■ **PROBLEM TO SOLVE**: Your task is to give the listing below back word for word, pictures excluded.

# start of DATASET CONTENT

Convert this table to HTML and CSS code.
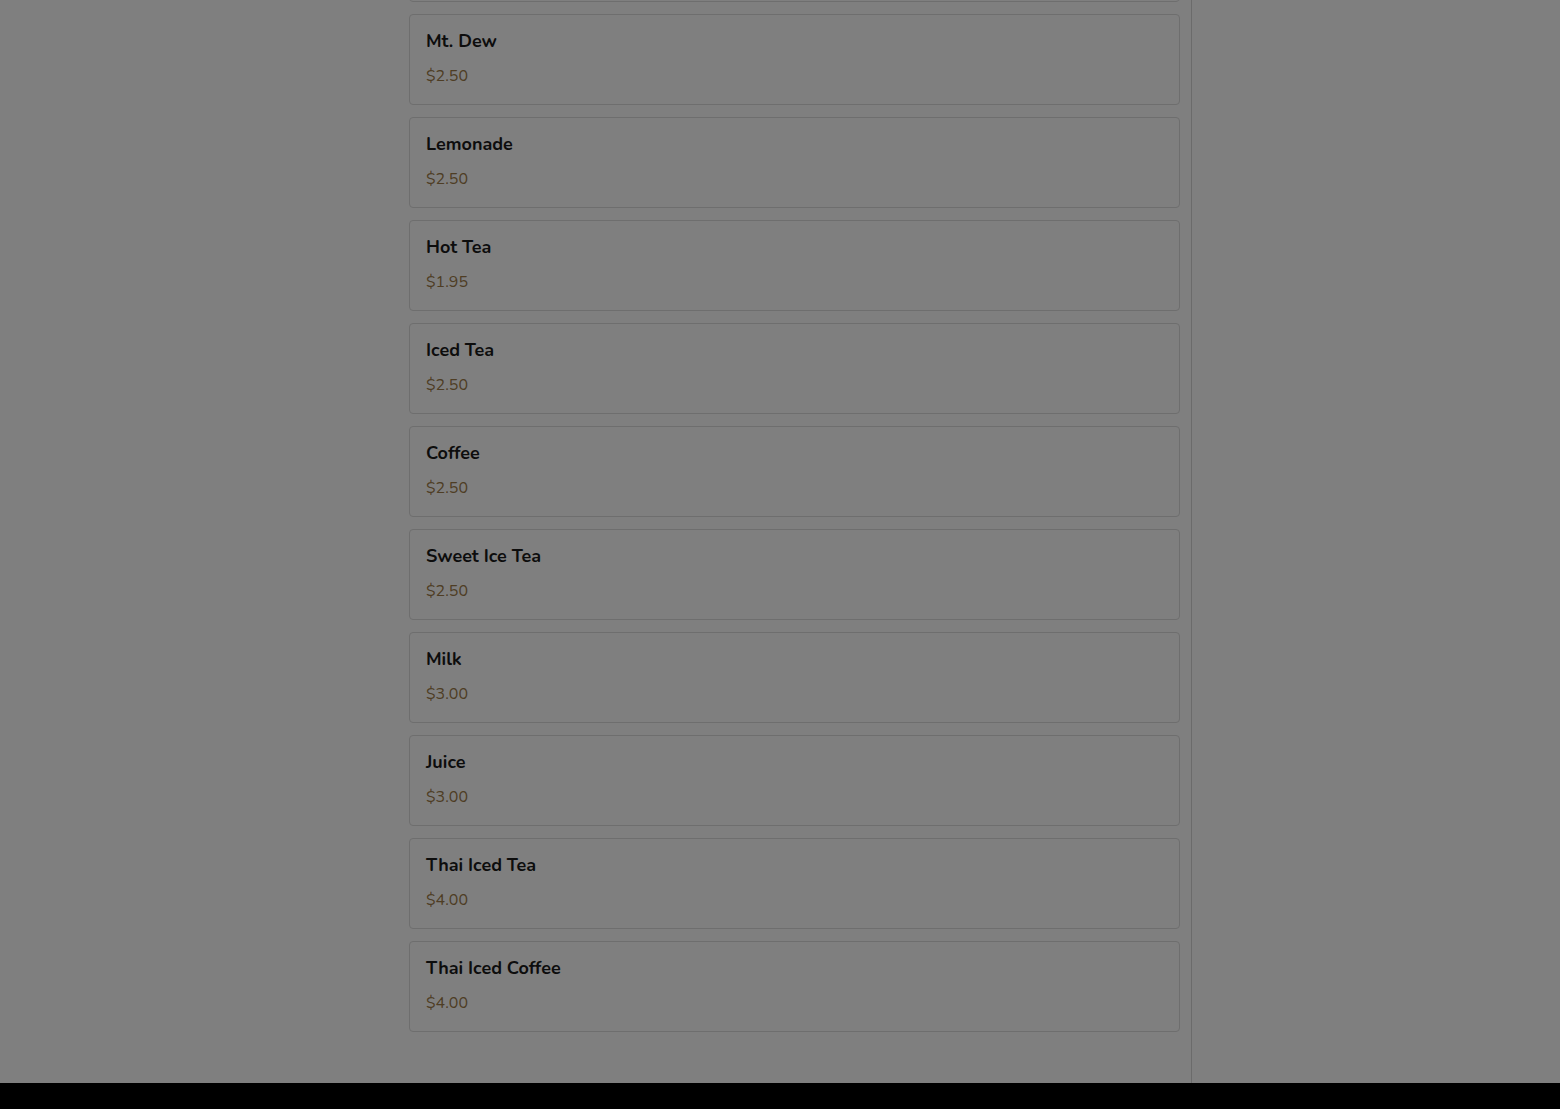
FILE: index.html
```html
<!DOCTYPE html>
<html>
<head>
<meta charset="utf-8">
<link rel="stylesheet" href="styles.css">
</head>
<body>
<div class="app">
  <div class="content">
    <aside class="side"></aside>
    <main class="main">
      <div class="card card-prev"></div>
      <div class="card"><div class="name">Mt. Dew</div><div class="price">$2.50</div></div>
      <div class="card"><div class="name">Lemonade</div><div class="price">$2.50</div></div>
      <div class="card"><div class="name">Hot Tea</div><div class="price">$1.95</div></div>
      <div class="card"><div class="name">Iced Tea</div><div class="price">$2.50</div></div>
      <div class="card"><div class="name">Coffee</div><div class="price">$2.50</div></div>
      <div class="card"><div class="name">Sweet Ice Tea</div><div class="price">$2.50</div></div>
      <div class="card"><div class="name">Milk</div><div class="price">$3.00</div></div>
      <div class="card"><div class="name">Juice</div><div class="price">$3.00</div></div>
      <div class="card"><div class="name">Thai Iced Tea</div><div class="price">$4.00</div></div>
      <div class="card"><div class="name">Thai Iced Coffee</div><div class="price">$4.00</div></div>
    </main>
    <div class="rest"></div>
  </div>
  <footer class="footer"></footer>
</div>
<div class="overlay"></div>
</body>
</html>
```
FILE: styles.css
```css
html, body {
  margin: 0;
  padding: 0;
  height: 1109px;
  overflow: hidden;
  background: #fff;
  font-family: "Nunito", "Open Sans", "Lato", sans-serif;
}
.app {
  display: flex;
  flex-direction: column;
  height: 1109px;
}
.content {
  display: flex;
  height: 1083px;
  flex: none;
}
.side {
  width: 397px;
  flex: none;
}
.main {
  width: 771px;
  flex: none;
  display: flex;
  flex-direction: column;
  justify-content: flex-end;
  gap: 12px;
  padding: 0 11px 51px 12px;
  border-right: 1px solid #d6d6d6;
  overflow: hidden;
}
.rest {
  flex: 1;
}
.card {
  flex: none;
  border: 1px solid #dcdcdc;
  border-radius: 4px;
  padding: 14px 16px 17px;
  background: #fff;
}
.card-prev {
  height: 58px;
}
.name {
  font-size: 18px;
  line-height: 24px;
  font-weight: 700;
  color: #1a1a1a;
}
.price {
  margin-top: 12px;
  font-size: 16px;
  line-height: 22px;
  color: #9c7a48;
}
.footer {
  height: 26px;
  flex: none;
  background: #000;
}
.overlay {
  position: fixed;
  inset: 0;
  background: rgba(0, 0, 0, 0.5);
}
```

# end of DATASET CONTENT

■ **RESULT BELOW**:
Convert this table to HTML and CSS code.
FILE: index.html
```html
<!DOCTYPE html>
<html>
<head>
<meta charset="utf-8">
<link rel="stylesheet" href="styles.css">
</head>
<body>
<div class="app">
  <div class="content">
    <aside class="side"></aside>
    <main class="main">
      <div class="card card-prev"></div>
      <div class="card"><div class="name">Mt. Dew</div><div class="price">$2.50</div></div>
      <div class="card"><div class="name">Lemonade</div><div class="price">$2.50</div></div>
      <div class="card"><div class="name">Hot Tea</div><div class="price">$1.95</div></div>
      <div class="card"><div class="name">Iced Tea</div><div class="price">$2.50</div></div>
      <div class="card"><div class="name">Coffee</div><div class="price">$2.50</div></div>
      <div class="card"><div class="name">Sweet Ice Tea</div><div class="price">$2.50</div></div>
      <div class="card"><div class="name">Milk</div><div class="price">$3.00</div></div>
      <div class="card"><div class="name">Juice</div><div class="price">$3.00</div></div>
      <div class="card"><div class="name">Thai Iced Tea</div><div class="price">$4.00</div></div>
      <div class="card"><div class="name">Thai Iced Coffee</div><div class="price">$4.00</div></div>
    </main>
    <div class="rest"></div>
  </div>
  <footer class="footer"></footer>
</div>
<div class="overlay"></div>
</body>
</html>
```
FILE: styles.css
```css
html, body {
  margin: 0;
  padding: 0;
  height: 1109px;
  overflow: hidden;
  background: #fff;
  font-family: "Nunito", "Open Sans", "Lato", sans-serif;
}
.app {
  display: flex;
  flex-direction: column;
  height: 1109px;
}
.content {
  display: flex;
  height: 1083px;
  flex: none;
}
.side {
  width: 397px;
  flex: none;
}
.main {
  width: 771px;
  flex: none;
  display: flex;
  flex-direction: column;
  justify-content: flex-end;
  gap: 12px;
  padding: 0 11px 51px 12px;
  border-right: 1px solid #d6d6d6;
  overflow: hidden;
}
.rest {
  flex: 1;
}
.card {
  flex: none;
  border: 1px solid #dcdcdc;
  border-radius: 4px;
  padding: 14px 16px 17px;
  background: #fff;
}
.card-prev {
  height: 58px;
}
.name {
  font-size: 18px;
  line-height: 24px;
  font-weight: 700;
  color: #1a1a1a;
}
.price {
  margin-top: 12px;
  font-size: 16px;
  line-height: 22px;
  color: #9c7a48;
}
.footer {
  height: 26px;
  flex: none;
  background: #000;
}
.overlay {
  position: fixed;
  inset: 0;
  background: rgba(0, 0, 0, 0.5);
}
```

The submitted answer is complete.